Dave Salogar stepped up to speak wearing a cap marking him as a veteran of the 101st Airborne in Vietnam. He began by telling the story of his grandparents, who fled the collapsing Austro-Hungarian empire in 1918 for Canada and then crossed the border illegally into the US.
Salogar’s grandfather was killed in a mining accident in Michigan in 1924 and his grandmother raised her children as a single mother while working in a cannery.
“So technically I’m the grandchild of illegal immigrants, and I hear the way immigrants are being beat up for all the ills when they’re the people that make America great. My grandmother, the illegal immigrant, eventually became a citizen at the age of 80. She sent two of her sons to fight in world war two. She sent a third son to Korea to fight and he was wounded,” said Salogar.
Veteran Dave Salogar speaks at Veterans Volunteering for Harris. Photograph: Rick Findler/The Guardian
“Myself and two of my cousins, this illegal immigrant’s grandchildren, went off to Vietnam.”
Salogar joined a combat unit in 1968 at the age of 19 and served for nearly two years. He told the Guardian that the trauma of that war defined his life and cost him a series of jobs in the transportation industry after he sought refuge in alcohol for a decade. It’s one of the reasons he’s so contemptuous of Trump’s claim to have been unfit for military duty because of bone spurs.
But Salogar reserves his real ire for how the former president talks about other veterans. Several of those in the room expressed disgust at Trump’s 2015 attack on Senator John McCain, who was a prisoner of war in North Vietnam.
“He’s not a war hero. He was a war hero because he was captured? I like people who weren’t captured,” Trump said.
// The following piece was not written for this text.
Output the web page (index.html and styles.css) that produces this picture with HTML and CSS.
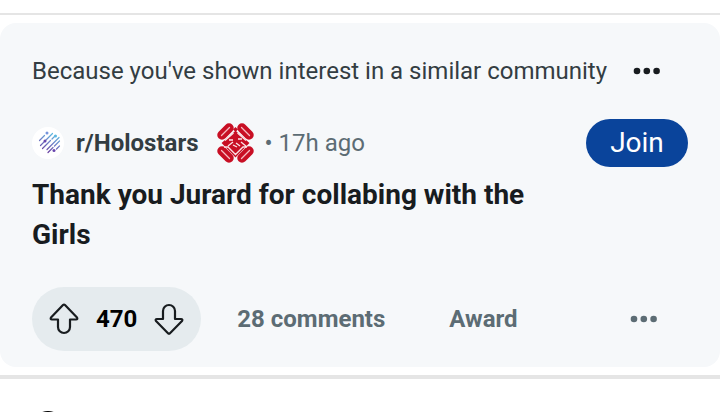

As president, Trump also derided American war dead as “suckers” and “losers” after refusing to visit a second world war US military cemetery in Normandy in 2020. In August, the US army publicly rebuked Trump campaign officials for turning a ceremony at Arlington national cemetery to mark the deaths of American soldiers in Afghanistan into a photo opportunity for the Republican presidential candidate.
Salogar does not hide his contempt.
“He said we’re suckers and losers. The man could not go to Normandy on June 6 to go to the cemetery because it was raining and he was going to mess his hair. What kind of man is that?” he said.
“I wasn’t old enough to vote when I was in Vietnam. Now I’m 76. This will probably be the last election I vote in, but it is the most important one.”
Jerry and Dale Blunk met and married while serving on a now-defunct US military base in Iceland. He was in the navy for nearly 24 years and she was in the air force.
Speaking to the Guardian, Jerry Blunk said he was supporting Harris because “it’s about time a woman became president of the United States”. Dale interrupted him.
Jerold and Dale Blunk at Veterans Volunteering for Harris. Photograph: Rick Findler/The Guardian
“Well, that’s not the only reason because both of us agree that Trump can’t be allowed into office again. He has no respect for anyone except himself. He has no respect for the constitution. He has no respect for veterans. He doesn’t have any respect for anyone. So he can’t go back to the White House,” she said.
They, too, were infuriated by Trump’s disparaging of other veterans.
“The minute he said McCain wasn’t a warrior, it was an insult to everyone who fought and died,” said Dale.
But she is concerned about more than insults. Like others in the room, she questioned whether US democracy could survive another bout of Trump in the White House.
“I don’t think the rule of law will prevail. The supreme court has already given him unlimited power. You give that to an egotist and a fascist, then we’ve lost our country. Literally, we’ll lose our country,” she said.
Still, for all his anger at the former president’s failure to serve while disparaging those who did, Salogar pauses and reflects that Trump would have been a liability as a soldier.
“When I was 19, I learned you’re white, Black, brown, you all bleed red,” he said.
“I’m glad he wasn’t beside me, because I’ve witnessed unbelievable acts of courage, unbelievable acts of compassion and unbelievable acts of sacrifice by other 19- or 20-year-olds like myself.”